Canadian household debt ratios hit a record high over the spring, according to new figures released Thursday by Statistics Canada. The amount Canadians owe compared with how much they earn hit a new record in the second quarter, driven in part by the country’s hot housing markets.
The ratio of household credit market debt to disposable income climbed to 167.6 percent in the second quarter compared with 165.2 percent in the first quarter. The increase means households owe about $1.68 in credit market debt for every dollar of disposable income. The growth came as household credit market debt climbed two percent, while disposable income increased 0.5 percent in the quarter.
BMO Capital Markets senior economist Benjamin Reitzes said the increase in the household debt ratio is consistent with the seasonal trend, as the second quarter is the strongest period for housing markets and mortgage debt growth. BMO also said the upward trend in household debt goes back for the 26 years for which it has records and is showing no signs of slowing down.
“While it looks as though the Vancouver housing market is cooling after the foreign buyers’ tax was implemented, the Toronto market remains very strong, and others are showing signs of improving as well,” said Reitzes.

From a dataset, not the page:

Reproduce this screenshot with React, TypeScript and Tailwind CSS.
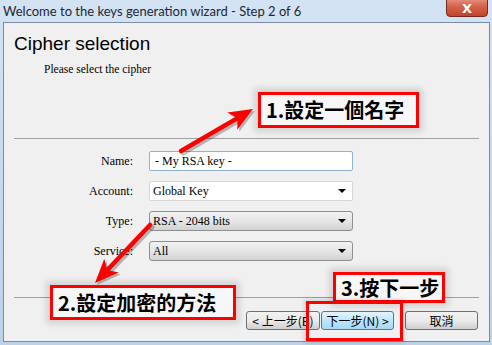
import React from 'react'

const cjk = { fontFamily: '"Noto Sans CJK TC", "Noto Sans", sans-serif' }
const serif = { fontFamily: '"Liberation Serif", "Noto Sans CJK TC", serif' }

function Arrow({ x1, y1, x2, y2 }: { x1: number; y1: number; x2: number; y2: number }) {
  const dx = x2 - x1
  const dy = y2 - y1
  const len = Math.hypot(dx, dy)
  const ux = dx / len
  const uy = dy / len
  const head = 24
  const bx = x2 - ux * head
  const by = y2 - uy * head
  const px = -uy
  const py = ux
  const pts = `${x2},${y2} ${bx + px * 10},${by + py * 10} ${bx + ux * 6},${by + uy * 6} ${bx - px * 10},${by - py * 10}`
  return (
    <g>
      <g transform="translate(2,2)" opacity="0.25">
        <line x1={x1} y1={y1} x2={bx + ux * 6} y2={by + uy * 6} stroke="#000" strokeWidth="5" strokeLinecap="round" />
        <polygon points={pts} fill="#000" />
      </g>
      <line x1={x1} y1={y1} x2={bx + ux * 6} y2={by + uy * 6} stroke="#ff0000" strokeWidth="4.5" strokeLinecap="round" />
      <polygon points={pts} fill="#ff0000" />
    </g>
  )
}

function Callout({ text, className }: { text: string; className: string }) {
  return (
    <div
      className={`absolute flex items-center border-[3px] border-[#ff0000] bg-[#f7f7f7] pl-[5px] text-black font-bold shadow-[0_0_6px_4px_rgba(0,0,0,0.12)] ${className}`}
      style={cjk}
    >
      {text}
    </div>
  )
}

function Combo({ value, flat }: { value: string; flat?: boolean }) {
  return (
    <div
      className={`flex h-[20px] w-[204px] items-center justify-between pl-[3px] pr-[6px] text-[12px] text-black ${
        flat
          ? 'rounded-[2px] border border-[#d6d6d6] bg-white'
          : 'rounded-[3px] border border-[#8e8f8f] bg-gradient-to-b from-[#f2f2f2] via-[#e6e6e6] to-[#d2d2d2]'
      }`}
      style={serif}
    >
      <span>{value}</span>
      <span className="h-0 w-0 border-x-[4px] border-t-[4px] border-x-transparent border-t-black" />
    </div>
  )
}

export default function App() {
  const rows = [
    { label: 'Name:', el: (
      <div className="flex h-[20px] w-[204px] items-center rounded-[2px] border border-[#8fb1d6] bg-white pl-[5px] text-[12px] text-black" style={serif}>
        - My RSA key -
      </div>
    ) },
    { label: 'Account:', el: <Combo value="Global Key" flat /> },
    { label: 'Type:', el: <Combo value="RSA - 2048 bits" /> },
    { label: 'Service:', el: <Combo value="All" /> },
  ]

  return (
    <div className="relative h-[345px] w-[492px] overflow-hidden bg-gradient-to-b from-[#d3e3f3] via-[#c6daef] to-[#bcd2ea]">
      {/* title bar */}
      <div className="flex h-[22px] items-center justify-between">
        <span className="pl-[3px] text-[13px] leading-none text-[#1e2733]" style={{ fontFamily: 'Lato, "Noto Sans", sans-serif' }}>
          Welcome to the keys generation wizard - Step 2 of 6
        </span>
        <div className="mr-[4px] -mt-[10px] flex h-[22px] w-[42px] items-end justify-center rounded-b-[4px] border border-[#7a2a20] bg-gradient-to-b from-[#e8a493] via-[#d4654d] to-[#c2432b] pb-[1px] text-[13px] font-bold leading-none text-white" style={{ fontFamily: '"DejaVu Sans", sans-serif' }}>
          X
        </div>
      </div>

      {/* wizard panel */}
      <div className="ml-[3px] mr-[2px] flex h-[320px] flex-col border border-[#7c8ba0] bg-[#f0f0f0]">
        <h1 className="mt-[12px] pl-[10px] text-[19px] leading-[18px] text-black" style={{ fontFamily: '"Liberation Sans", Arial, sans-serif' }}>
          Cipher selection
        </h1>
        <p className="mt-[9px] pl-[40px] text-[11.5px] leading-[14px] text-black" style={serif}>
          Please select the cipher
        </p>
        <div className="mx-[10px] mt-[62px] h-px bg-[#a0a0a0]" />

        <div className="mt-[12px] flex flex-col gap-[10px]">
          {rows.map((r) => (
            <div key={r.label} className="flex items-center">
              <span className="w-[130px] pr-px text-right text-[12px] text-black" style={serif}>
                {r.label}
              </span>
              <div className="ml-[15px]">{r.el}</div>
            </div>
          ))}
        </div>

        <div className="mx-[10px] mt-[36px] h-px bg-[#a0a0a0]" />

        <div className="mt-[13px] flex items-center pl-[242px] text-[12px]" style={cjk}>
          <div className="flex h-[19px] w-[74px] items-center justify-center rounded-[3px] border border-[#707070] bg-gradient-to-b from-[#f2f2f2] via-[#ebebeb] to-[#cfcfcf] leading-none text-black">
            &lt; 上一步(B)
          </div>
          <div className="ml-px flex h-[19px] w-[73px] items-center justify-center rounded-[3px] border border-[#3c7fb1] bg-gradient-to-b from-[#e3f4fc] via-[#bee6fd] to-[#a7d9f5] leading-none text-black">
            下一步(N) &gt;
          </div>
          <div className="ml-[11px] flex h-[19px] w-[73px] items-center justify-center rounded-[3px] border border-[#707070] bg-gradient-to-b from-[#f2f2f2] via-[#ebebeb] to-[#cfcfcf] leading-none text-black">
            取消
          </div>
        </div>
      </div>

      {/* annotations */}
      <svg className="absolute left-0 top-0" width="492" height="345">
        <Arrow x1={181} y1={151} x2={253} y2={109} />
        <Arrow x1={150} y1={225} x2={95} y2={283} />
      </svg>
      <Callout text="1.設定一個名字" className="left-[258px] top-[92px] h-[36px] w-[161px] text-[20px]" />
      <Callout text="2.設定加密的方法" className="left-[50px] top-[285px] h-[35px] w-[186px] text-[20px]" />
      <Callout text="3.按下一步" className="left-[333px] top-[272px] h-[31px] w-[112px] text-[20px]" />
      <div className="absolute left-[306px] top-[301px] h-[40px] w-[97px] border-[3px] border-[#ff0000] shadow-[0_0_4px_2px_rgba(0,0,0,0.12)]" />
    </div>
  )
}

Total household credit market debt, which includes consumer credit, and mortgage and non-mortgage loans, was $1.973 trillion at the end of the second quarter, including $585.8 billion in consumer credit and $1.293 trillion in mortgage debt. Total household net worth increased 1.9 percent in the second quarter to $9.837 trillion, boosted by a gain in real estate. Household net worth on a per capita basis was $271,300.